Numerose sono le rappresentazioni del mito di P. nell'arte figurata dei Greci e dei Romani. P., anzi, ebbe l'onore di comparire su due celebri monumenti dell'età aurea della grecità, che a noi non sono pervenuti. il trono di Zeus in Olimpia, dove Panainos dipinse fra le altre scene anche quella di P. liberato da Eracle, e il frontone del Partenone dove, nella scena della nascita di Atena dalla testa di Zeus, P. e non Efesto vibrava il famoso colpo di scure dal quale emerse la dea fanciulla. I monumenti che ci sono pervenuti relativi al mito di P. consistono, per l'età greca, in vasi dipinti, gemme, rilievi di bronzo; per quella romana in gemme, pitture, terrecotte, rilievi di sarcofagi, vetri incisi; né bisogna dimenticare gli specchi etruschi. Quanto alle scene rappresentate, si può osservare che la prima in ordine di tempo è quella della punizione, la quale già compare su gemme arcaiche del sec. VII e del VI e sui vasi dipinti a figure nere, nello schema secondo cui P. ci si mostra legato a un palo, mentre in età posteriore egli è rappresentato avvinto a una rupe. La scena del ratto del fuoco comincia a comparire soltanto alla fine dell'età ellenistica e perdura nell'epoca romana. E lo stesso si può dire della rappresentazione di P. in rapporto alla sua opera creatrice, nella quale ora egli è solo ora gli viene data collaboratrice Atena, mentre in età più tardiva altre figure si aggiungono, più o meno simboliche, con le quali l'artista cerca di esprimere i concetti morali e filosofici che si erano andati intessendo intorno alla figura di Prometeo.

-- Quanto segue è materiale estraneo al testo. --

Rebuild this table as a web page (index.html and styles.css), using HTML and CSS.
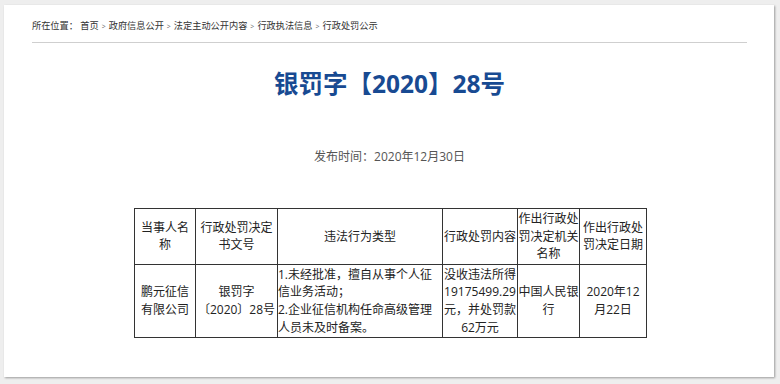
FILE: index.html
```html
<!DOCTYPE html>
<html lang="zh-CN">
<head>
<meta charset="utf-8">
<title>银罚字【2020】28号</title>
<link rel="stylesheet" href="styles.css">
</head>
<body>
<div class="card">
  <div class="crumbs">
    <span>所在位置：</span>
    <a>首页</a><span class="sep">&gt;</span><a>政府信息公开</a><span class="sep">&gt;</span><a>法定主动公开内容</a><span class="sep">&gt;</span><a>行政执法信息</a><span class="sep">&gt;</span><a>行政处罚公示</a>
  </div>
  <h1 class="title">银罚字【2020】28号</h1>
  <div class="date">发布时间：2020年12月30日</div>
  <table class="info">
    <colgroup>
      <col class="c1"><col class="c2"><col class="c3"><col class="c4"><col class="c5"><col class="c6">
    </colgroup>
    <tr class="head">
      <td>当事人名称</td>
      <td>行政处罚决定书文号</td>
      <td>违法行为类型</td>
      <td>行政处罚内容</td>
      <td>作出行政处罚决定机关名称</td>
      <td>作出行政处罚决定日期</td>
    </tr>
    <tr class="body">
      <td>鹏元征信有限公司</td>
      <td>银罚字〔2020〕28号</td>
      <td class="left">1.未经批准，擅自从事个人征信业务活动；<br>2.企业征信机构任命高级管理人员未及时备案。</td>
      <td>没收违法所得19175499.29元，并处罚款62万元</td>
      <td>中国人民银行</td>
      <td>2020年12月22日</td>
    </tr>
  </table>
</div>
</body>
</html>
```

FILE: styles.css
```css
html, body {
  margin: 0;
  padding: 0;
}
body {
  background: #eeeeee;
  font-family: "Open Sans", "Noto Sans CJK SC", sans-serif;
  color: #333;
  padding: 5px 0 0 4px;
  width: 780px;
  height: 384px;
  box-sizing: border-box;
  overflow: hidden;
}
.card {
  width: 770px;
  height: 372px;
  background: #fff;
  box-shadow: 1px 1px 2px rgba(0, 0, 0, 0.35);
  padding: 0 27px 0 28px;
  box-sizing: border-box;
}
.crumbs {
  padding-top: 15px;
  padding-bottom: 9px;
  line-height: 12px;
  font-size: 9.2px;
  color: #333;
  border-bottom: 1px solid #cfcfcf;
  white-space: nowrap;
}
.crumbs .sep {
  display: inline-block;
  margin: 0 3px;
  font-size: 7px;
  color: #666;
}
.title {
  margin: 25px 0 0;
  text-align: center;
  font-size: 24.5px;
  line-height: 32px;
  font-weight: bold;
  color: #184a92;
}
.date {
  margin-top: 49px;
  text-align: center;
  font-size: 12px;
  line-height: 16px;
  color: #555;
}
.info {
  margin: 43px auto 0;
  border-collapse: collapse;
  table-layout: fixed;
  width: 512px;
  font-size: 12px;
  line-height: 17.6px;
  color: #222;
  position: relative;
  left: 1px;
}
.info td {
  border: 1px solid #333;
  padding: 1px 0;
  text-align: center;
  vertical-align: middle;
}
.info td:nth-child(1) {
  padding: 1px 2px;
}
.info td:nth-child(6) {
  padding: 1px 2px;
}
.info td.left {
  text-align: left;
}
.c1 { width: 61px; }
.c2 { width: 82px; }
.c3 { width: 165px; }
.c4 { width: 75px; }
.c5 { width: 62px; }
.c6 { width: 67px; }
```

Bibl.: Th. Konitzer, De fabulae Promethaeae in arte litterisque usu, Königsberg 1885; J. Toutain, in Daremberg e Saglio, Dictionn. des ant. grecques et romaines, s. v. Prometheus; K. Bapp, in Roscher, Lexikon der griech. u. röm. Mythologie, III, ii, col. 3032, s. v. Prometheus; N. Terzaghi, Monumenti di P., in Studi e materiali, III (1905), p. 199 segg.; S. Reinach, Aetos Prometheus, in Rev. arch., X (1907), ii, p. 59 segg.; N. Terzaghi, Il mito di P. prima di Esiodo, in Atti Acc. Napoli, V (1917), ii, p. 115 segg.; G. Méautis, Le mythe de P., Neuchâtel 1919; U. v. Wilamowitz, Der Glaube der Hellenen, Berlino 1931, 1932, I, pp. 148, 344 seg.; II, pp. 95, 133 seg.; L. Deubner, Attische Feste, Berlino 1932, p. 211 seg. - Per P. nelle letterature moderne v.: O. F. Walzel, Das Prometheus-symbol von Shaftesbury bis Goethe, in Neue Jahr. f. klass. Altertum, XXV (1910); J. C. Bailey, P. in Poetry, n The Continuity of Letters, Oxford 1923.